Why do kids melt down after school?
By the end of the school day, children have used every ounce of self-control they have. This piece explains why kids melt down after school , why they’re a sign of effort, and how parents can respond with steadiness instead of guilt.
CHILD DEVELOPMENT
Lardi
2/3/20264 min read


The Backpack Effect No One Warns Parents About
By the time you buckle them into the car, the day finally spills out. The shoes come off with unnecessary force. The water bottle tips. A perfectly reasonable question like “How was school?” lands like an insult. And suddenly the child who held it together for six hours is crying, snapping, or collapsing into the seat like they have run a marathon you were not invited to watch.
And often, this is landing on a parent who is also ending their day on empty. Shoes still on. Brain still buzzing. Wondering how it is already this hard and it is not even dinner yet. Parents often look at me with the same confusion during conferences.
“They’re fine at school,” they say. “Why are they like this at home?” The short answer is not because something is wrong. The longer answer is because school takes everything they have.
The part of the day no one sees
Elementary school looks gentle from the outside. Small chairs. Bright walls. Artwork taped slightly crooked. But inside those hours, children are doing heavy work. They are listening when they would rather talk. Sitting when their bodies want to move. Managing friendships, expectations, transitions, noise, rules, and feelings they do not yet have words for.
They are remembering where to line up, when to raise a hand, how to ask for help, how not to cry when they miss home, how to keep going when something feels hard or unfair. And most of them are trying very hard to do it well.
After years in elementary classrooms, one pattern shows up every single day. The children who fall apart at home are often the same ones who worked the hardest to stay regulated at school. This is not a failure of parenting. It is not a failure of school, but rather a sign of effort.
The quiet myth parents carry
Somewhere along the way, we absorb a quiet belief that good days should produce good evenings. If school went well, the child should come home calm, cooperative and pleasant. Ready for homework and dinner conversation. But that belief ignores how children manage themselves in public spaces.
School requires children to hold their emotions in place. To wait. To perform a version of themselves that fits the room. By the time the backpack hits the floor, that version is exhausted. Home is not where they behave best, home is where they finally exhale.
What teachers expect, even if parents do not
This is something teachers rarely say out loud, but most of us expect after school meltdowns. We see the signs during the day. The child who needs extra reminders. The one who grows quiet by the afternoon. The one who tries just a little too hard to please.
By dismissal, we know the release is coming. Sometimes it is held together by routine, a promised snack, and sheer determination. Sometimes by nothing at all. And when parents apologize for it, we want to tell them this instead: Your child is not saving their worst behavior for you. They are saving their safest self.

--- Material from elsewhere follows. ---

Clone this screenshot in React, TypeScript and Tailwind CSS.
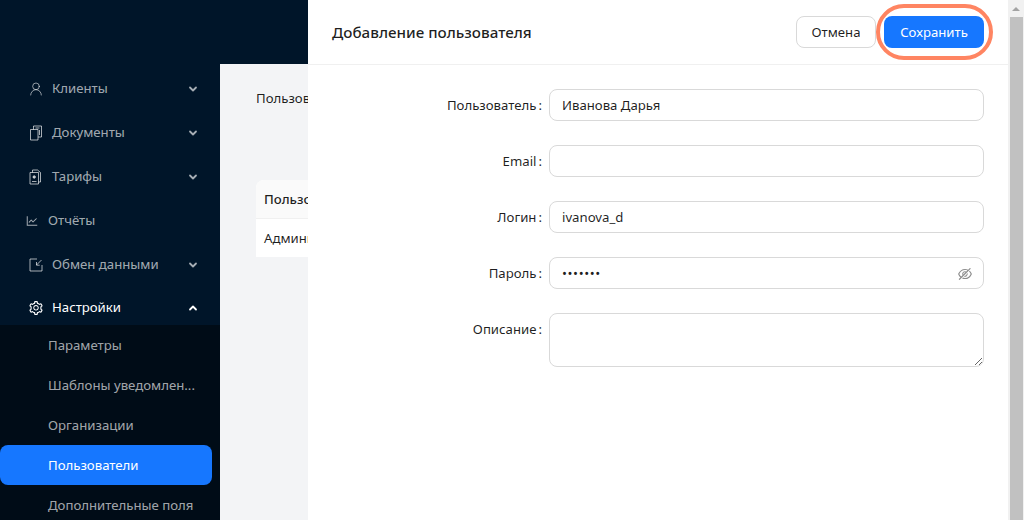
import { ChevronDown, ChevronUp, UserRound } from "lucide-react"
import { AiOutlineEyeInvisible, AiOutlineLineChart, AiOutlineSetting } from "react-icons/ai"

function DocsIcon() {
  return (
    <svg width="14" height="16" viewBox="0 0 14 16" fill="none" stroke="currentColor" strokeWidth="1">
      <path d="M1.5 4.5h7.5v10.5h-7.5z" strokeLinejoin="round" />
      <path d="M4.5 4.5v-3.5h8v11h-3.5" strokeLinejoin="round" />
      <path d="M6.5 3h4M10.5 5v5" />
    </svg>
  )
}

function TariffIcon() {
  return (
    <svg width="14" height="16" viewBox="0 0 14 16" fill="none" stroke="currentColor" strokeWidth="1">
      <path d="M1 3.5h8.5v11.5h-8.5z" strokeLinejoin="round" />
      <path d="M3.5 3.5v-2.5h5l3 2.5v9.5h-2" strokeLinejoin="round" />
      <path d="M3 12.5h4.5" />
      <circle cx="5.2" cy="8" r="1.2" fill="currentColor" />
    </svg>
  )
}

function ExchangeIcon() {
  return (
    <svg width="14" height="14" viewBox="0 0 14 14" fill="none" stroke="currentColor" strokeWidth="1">
      <path d="M8 1h-7v12h12v-6" />
      <path d="M12.5 2l-5 5M7.5 4v3.2h3.2" />
    </svg>
  )
}

const menu = [
  { label: "Клиенты", icon: <UserRound size={16} strokeWidth={1.3} className="-ml-[1px]" /> },
  { label: "Документы", icon: <DocsIcon /> },
  { label: "Тарифы", icon: <TariffIcon /> },
]

const subItems = ["Параметры", "Шаблоны уведомлен...", "Организации", "Пользователи", "Дополнительные поля"]

function MenuRow({ label, icon }: { label: string; icon: React.ReactNode }) {
  return (
    <div className="h-11 flex items-center pl-[29px] pr-[21px] pt-[2px] text-[#ffffffa6]">
      <span className="w-[23px] flex items-center">{icon}</span>
      <span className="flex-1">{label}</span>
      <ChevronDown size={12} strokeWidth={3.6} />
    </div>
  )
}

function Field({ label, children }: { label: string; children: React.ReactNode }) {
  return (
    <div className="flex">
      <div className="w-[241px] h-8 flex items-center justify-end pr-[7px] pt-[2px] text-[#000000e0]">
        {label}
        <span className="ml-[2px]">:</span>
      </div>
      <div className="flex-1">{children}</div>
    </div>
  )
}

const inputCls = "h-8 w-full border border-[#d9d9d9] rounded-lg px-3 pt-[2px] flex items-center text-[#000000e0]"

export default function App() {
  return (
    <div className="w-[1024px] h-[520px] flex overflow-hidden bg-white text-[13.2px] font-['Noto_Sans',sans-serif]">
      <div className="relative flex-1 flex overflow-hidden">
        {/* sidebar */}
        <aside className="w-[220px] h-full bg-[#001529] pt-[66px] shrink-0">
          {menu.map((m) => (
            <MenuRow key={m.label} label={m.label} icon={m.icon} />
          ))}
          <div className="h-11 flex items-center pl-[25px] pt-[2px] text-[#ffffffa6]">
            <AiOutlineLineChart size={14} />
            <span className="ml-[9px]">Отчёты</span>
          </div>
          <MenuRow label="Обмен данными" icon={<ExchangeIcon />} />
          <div className="h-[39px] flex items-center pl-[28px] pr-[21px] pt-[5px] text-white">
            <span className="w-[24px] flex items-center">
              <AiOutlineSetting size={16} />
            </span>
            <span className="flex-1">Настройки</span>
            <ChevronUp size={12} strokeWidth={3.6} />
          </div>
          <div className="bg-[#000c17] pr-[8px] h-[300px]">
            {subItems.map((s, i) => (
              <div
                key={s}
                className={
                  i === 3
                    ? "h-10 flex items-center pl-[48px] pt-[2px] bg-[#1677ff] text-white rounded-lg"
                    : "h-10 flex items-center pl-[48px] pt-[2px] text-[#ffffffa6]"
                }
              >
                {s}
              </div>
            ))}
          </div>
        </aside>

        {/* page behind the drawer */}
        <div className="flex-1 flex flex-col min-w-0">
          <div className="h-16 bg-[#001529] shrink-0"></div>
          <div className="flex-1 bg-[#f3f4f6] pl-[36px] pt-[25px]">
            <div className="h-[91px] text-[#000000e0] whitespace-nowrap">Пользователи</div>
            <div className="bg-white rounded-t-lg w-[400px] text-[#000000e0]">
              <div className="h-[39px] bg-[#fafafa] rounded-t-lg border-b border-[#f0f0f0] flex items-center pl-2 pt-[2px] font-medium">Пользователь</div>
              <div className="h-[38px] flex items-center pl-2 pt-[2px]">Администратор</div>
            </div>
          </div>
        </div>

        {/* drawer */}
        <div className="absolute left-[308px] top-0 bottom-0 w-[700px] bg-white flex flex-col">
          <div className="h-[65px] shrink-0 border-b border-[#f0f0f0] flex items-center pl-6 pr-6">
            <div className="flex-1 text-[15.2px] font-medium text-[#000000e0]">Добавление пользователя</div>
            <button className="w-20 h-8 pt-[2px] border border-[#d9d9d9] rounded-lg text-[#000000e0] mr-2">Отмена</button>
            <button className="w-[100px] h-8 pt-[2px] bg-[#1677ff] rounded-lg text-white">Сохранить</button>
          </div>
          <div className="flex flex-col gap-6 pt-6 pr-6">
            <Field label="Пользователь">
              <div className={inputCls}>Иванова Дарья</div>
            </Field>
            <Field label="Email">
              <div className={inputCls}></div>
            </Field>
            <Field label="Логин">
              <div className={inputCls}>ivanova_d</div>
            </Field>
            <Field label="Пароль">
              <div className={inputCls}>
                <span className="flex-1 text-[#000000e0] tracking-[0.6px]">•••••••</span>
                <AiOutlineEyeInvisible size={16} className="text-[#00000073] -mr-[2px]" />
              </div>
            </Field>
            <Field label="Описание">
              <textarea className="block w-full h-[54px] border border-[#d9d9d9] rounded-lg px-3 py-1 outline-none"></textarea>
            </Field>
          </div>
          {/* highlight around the save button */}
          <div className="absolute left-[568px] top-[4px] w-[117px] h-[56px] border-[4px] border-[#ff8562] rounded-[28px] pointer-events-none"></div>
        </div>
      </div>

      {/* window scrollbar */}
      <div className="w-4 shrink-0 bg-[#f1f1f1] flex flex-col items-center">
        <div className="h-[17px] flex items-center justify-center">
          <div className="w-0 h-0 border-l-[4px] border-r-[4px] border-b-[4px] border-l-transparent border-r-transparent border-b-[#a3a3a3]"></div>
        </div>
        <div className="w-[13px] flex-1 bg-[#c1c1c1]"></div>
      </div>
    </div>
  )
}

Why it often looks worse than it is
After school behavior can feel extreme because it is layered. There is hunger, exhaustion and overstimulation. There is also emotional residue from small moments that felt big to them. Add one innocent request like “Did you finish your homework?” and the whole structure collapses.
This is not manipulation. It is overload.
Children do not yet have the tools adults use to decompress. They cannot take a quiet walk alone, scroll in silence, or explain exactly what drained them. Their bodies speak first, often, loudly.
What actually helps in that fragile window
The most effective after school support is not correction. It is transition. A few simple shifts can change the entire tone of the evening.
First, lower the demand.
The moment right after school is not the time for lessons, lectures, or logistics. Decompression needs to come before discussion.
Second, offer something grounding.
Food, water, quiet time, movement, or simply being near you without conversation. Many children regulate through presence before words.
Third, delay the questions.
“How was your day?” can wait. If they want to talk, they will. If they do not, trust that silence is also communication.
Fourth, normalize the release.
Instead of “Why are you acting like this?” try “That was a long day.” Language that names effort reduces shame, for children and for parents who are already holding a lot themselves.
None of this means you accept hurtful behavior without boundaries. It means you meet exhaustion with understanding before expectation.
A quiet reframe that changes everything
After school meltdowns are not a sign your child cannot cope. They are a sign your child did cope all day long. The goal is not to stop the release entirely. The goal is to make it softer, safer, and shorter by honoring what came before it.
Over time, children who feel accepted in these moments learn to regulate more smoothly. Not because they are forced to, but because they feel supported while learning how.
If you are ending your days worn thin
This is not easy. Especially when you are tired too. If evenings feel heavy, it does not mean you are doing it wrong. It means you are living inside a real rhythm of childhood that no one talks about enough.
School takes a lot out of children. Home is where it all lands. And that does not make you a bad parent. It makes you the place they trust most. Sometimes, that trust looks messy. Sometimes, it sounds loud.
And sometimes, it looks exactly like a child finally putting their backpack down.